Al-Midya


al-Midya is a Palestinian village in the Ramallah and al-Bireh Governorate in the western West Bank, located west of Ramallah. According to the Palestinian Central Bureau of Statistics, the village had a population of over 1,301 inhabitants in 2007.

Location

Al Midya is located west of Ramallah. It is bordered by Ni'lin to the east and north, the Green Line to the west, and Saffa to the south.

History

The ancient village site is located at Ras al-Midya, S-E of the village, where pottery from the Iron Age and later periods has been found. Al-Midya was apparently mentioned by Ishtori Haparchi during the Mamluk era.

Ottoman era

Al-Midya was incorporated into the Ottoman Empire in 1517 with all of Palestine, and in the 1596 tax−records it appeared under the name of Midya as-Sarqiyya as being in the Nahiya of Ramla, part of Gaza Sanjak. It had a population of 25 Muslim households and paid a fixed tax rate of 25% on wheat, barley, summer crops or olives or fruit trees, and a press for olives or grapes; a total of 6,500 akçe.
In 1870, Victor Guérin visited, and thought that ruins found there were the graves of the Maccabees. However, Clermont-Ganneau made extensive excavations later, and he found Christian crosses in the oldest part of the largest structure. He concluded the ruins were from the 5th century or later, that is, from the Byzantine era.
An official Ottoman village list of about 1870 showed that el-medje had a total of 42 houses and a population of 159, though the population count included men only. It also noted that it was located half an hour east of Jimzu.
In 1882, PEF's Survey of Western Palestine described Midieh as being a village of a "good size", with houses either built of adobe or stone. To the north was a small olive grove, to the south a tank. The most "peculiar feature" they found was named er Ras.

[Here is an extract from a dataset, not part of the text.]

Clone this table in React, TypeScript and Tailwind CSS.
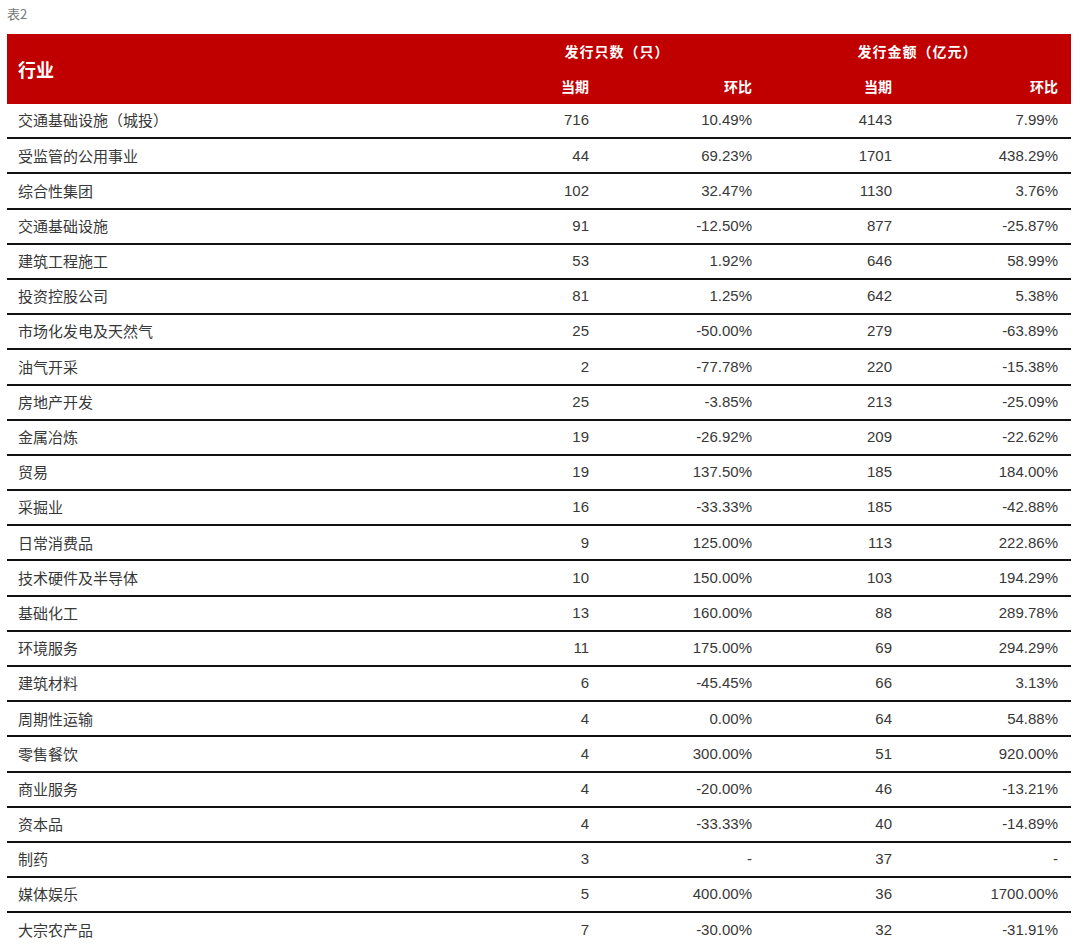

It was a high conical knoll, with a maqam on top, and rock-cut tombs on the side.

British Mandate era

In the 1922 census of Palestine conducted by the British Mandate authorities, Midya had an all Muslim population of 245, increasing in the 1931 census to 286, still all Muslim, in 59 houses.
In the 1945 statistics, the population of el Midya was 320 Muslims, who owned 7,020 dunams of land according to an official land and population survey. Of this, 688 dunams were plantations and irrigable land, 2,304 for cereals, while 8 dunams were built-up land.

Jordanian era

In the wake of the 1948 Arab–Israeli War, and after the 1949 Armistice Agreements, al-Midya came under Jordanian rule. It was annexed by Jordan in 1950.
The Jordanian census of 1961 found 570 inhabitants.

1967-present

Since the Six-Day War in 1967, al-Midya has been under Israeli occupation.
According to the Applied Research Institute–Jerusalem, Al-Midya's total land area was 6,959 dunams in 1942, but after 1948 most of the village's western land was expropriated, leaving 892 dunams, of which 217 were classified as built-up areas.
In 1986, when the population amounted to 570 people, largely dependent on agriculture, the villagers were woken at 3:00 a.m. by the arrival of Israeli military vehicles and were informed that a curfew would be in place until 9 pm that day. Throughout the day, roughly 1,000 Israelis, soldiers protecting the operation and workers from the Israeli Lands Administration and Nature Reserve authorities who drove bulldozers to grade a road down a steep hillside to a rough track running below it, and chainsawed an olive grove extending over 1,100 dunams, destroying 3,000 trees. When the devastation was reported, Israel said the razing was to block Al-Midya from encroaching on Israeli state land, claiming that the olive trees were less than five years old, and planted to secure title to the area. Most cut trunks were over half a metre in diameter, suggesting centuries of growth.
After the 1995 accords, 7.4% of village land was classified as Area B, the remainder 92.6% as Area C. Israel has confiscated 186 dunams of land from Al-Midya for the construction of the Israeli settlement of Hashmonaim.

Archaeology

Excavations near Midya in the 19th century suggested that graves of the Maccabees were located here. Seven triangular tombs were found corresponding with the description of the first-century Jewish historian Josephus Flavius, who wrote that the family’s seven pyramid-shaped graves were erected in the same place. In 1870, an ancient structure near the gravesite of Sheikh al-Arabawi, adjacent to al-Midya, was identified as a Hasmonean grave, but this was rejected by another biblical archaeologist, Charles Clermont-Ganneau. Further exploration by the Israel Antiquities Authority in the 21st century suggest the likelihood that Horbat Sheikh Gharbawi is the family tomb of the Maccabees, or marking the alleged tomb in the Byzantine era.